We didn't have a dummy problem with DD, but she was attached to a bottle at bedtime & wouldn't give it up
We kind of worked on the tooth fairy idea & on her 3rd birthday we left her a "Congratulations You are Now a Big Girl" certificate under her pillow explaining that was from the fairies, who needed dummies for their work with orphan babies in fairyland, with a £5 note as a thank you & a trail of glitter. The bottle went in the bin that night - she was so proud of the certificate & that her bottle was going to those who needed it more, she never even asked for it again
My DCs didn't have dummies but DS1 and DS2 were very attached to their bottles. I wasn't sure how to encourage them to grow out of it until we were in a Lego shop and they were both pleading for toys that were beyond what I was prepared to pay for a toy for no particular reason. I said I'd buy them if they gave up their bottles thinking they'd refuse and they absolutely leapt at the chance. Gave me the bottles straight away and we threw out the rest when we got home. No regrets from either of them and I was astounded it was so easy.
So I guess making it their choice and a well judged bribe is what worked for us.

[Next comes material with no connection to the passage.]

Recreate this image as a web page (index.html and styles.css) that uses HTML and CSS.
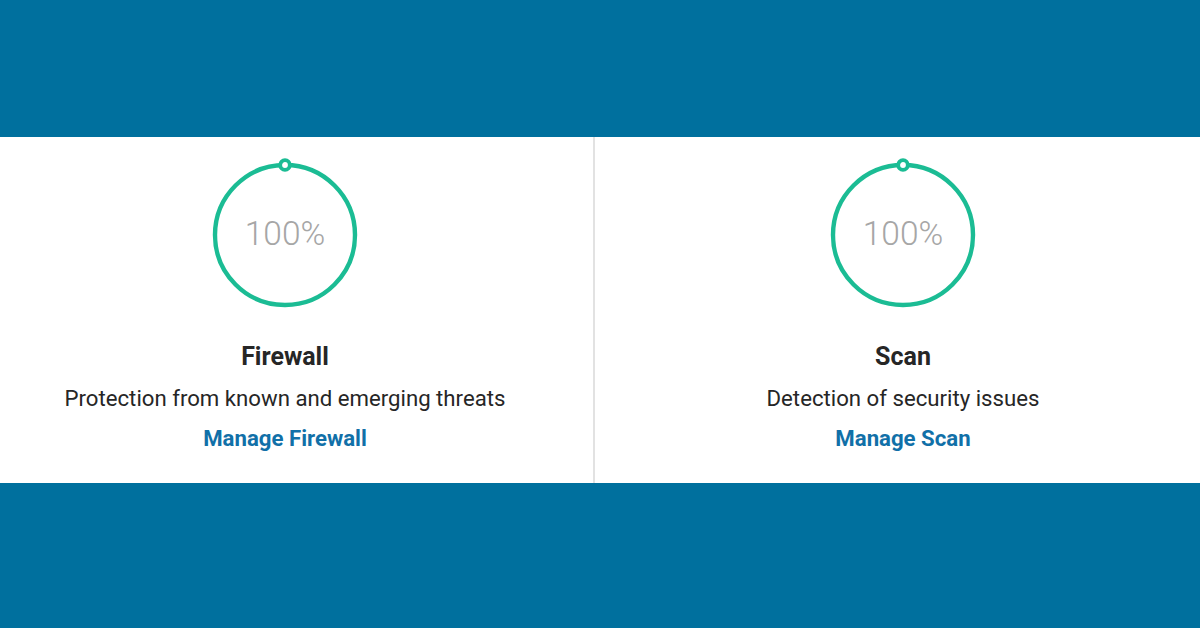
FILE: index.html
```html
<!DOCTYPE html>
<html lang="en">
<head>
<meta charset="utf-8">
<title>Security</title>
<link rel="stylesheet" href="styles.css">
</head>
<body>
<div class="band band-top"></div>
<section class="panel">
  <div class="card card-left">
    <div class="gauge">
      <svg class="ring" width="156" height="156" viewBox="0 0 156 156">
        <circle cx="78" cy="78" r="70" fill="none" stroke="#1bbc94" stroke-width="4.4"/>
        <circle cx="78" cy="8" r="4.8" fill="#fff" stroke="#1bbc94" stroke-width="3.8"/>
      </svg>
      <span class="pct">100%</span>
    </div>
    <h2 class="title">Firewall</h2>
    <p class="desc">Protection from known and emerging threats</p>
    <a class="link" href="#">Manage Firewall</a>
  </div>
  <div class="card card-right">
    <div class="gauge">
      <svg class="ring" width="156" height="156" viewBox="0 0 156 156">
        <circle cx="78" cy="78" r="70" fill="none" stroke="#1bbc94" stroke-width="4.4"/>
        <circle cx="78" cy="8" r="4.8" fill="#fff" stroke="#1bbc94" stroke-width="3.8"/>
      </svg>
      <span class="pct">100%</span>
    </div>
    <h2 class="title">Scan</h2>
    <p class="desc">Detection of security issues</p>
    <a class="link" href="#">Manage Scan</a>
  </div>
</section>
<div class="band band-bottom"></div>
</body>
</html>
```

FILE: styles.css
```css
html, body {
  margin: 0;
  padding: 0;
}
body {
  width: 1200px;
  height: 628px;
  overflow: hidden;
  font-family: Roboto, "Liberation Sans", sans-serif;
  background: #00709e;
}
.band {
  background: #00709e;
}
.band-top {
  height: 137px;
}
.band-bottom {
  height: 145px;
}
.panel {
  height: 346px;
  background: #fff;
  display: grid;
  grid-template-columns: 595px 1fr;
}
.card {
  display: flex;
  flex-direction: column;
  align-items: center;
  padding-top: 20px;
  box-sizing: border-box;
}
.card-left {
  border-right: 2px solid #e2e2e2;
  padding-right: 23px;
}
.card-right {
  padding-left: 11px;
}
.gauge {
  display: grid;
  place-items: center;
  width: 156px;
  height: 156px;
}
.gauge > * {
  grid-area: 1 / 1;
}
.ring {
  display: block;
}
.pct {
  font-size: 33.5px;
  font-weight: 300;
  color: #a6a6a6;
  line-height: 1;
  margin-top: -2px;
}
.title {
  margin: 28.5px 0 0;
  font-size: 25px;
  line-height: 30px;
  font-weight: 700;
  color: #262626;
}
.desc {
  margin: 13px 0 0;
  font-size: 22.2px;
  line-height: 26px;
  color: #262626;
}
.link {
  margin-top: 14.5px;
  font-size: 22.2px;
  line-height: 26px;
  font-weight: 700;
  color: #1170a8;
  text-decoration: none;
}
```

We accidentally went cold turkey when DD2 was 3 - in fact it was a year ago this month! We went on a long drive to pick her sister up from summer camp and I forgot to take a dummy with us (she used it a LOT!) She went bananas in the car and screamed for an hour solid. I decided I might as well make the best of a bad situation and go cold turkey then and there, rather than make her go through it all again. She never once woke up for her dummy and only asked for it in the day a few times after that. I never tried the dummy fairy idea as whenever I broached the subject she flatly refused: "I don't want a present, I only want my dummy" - she is a stubborn little thing so I knew she meant it!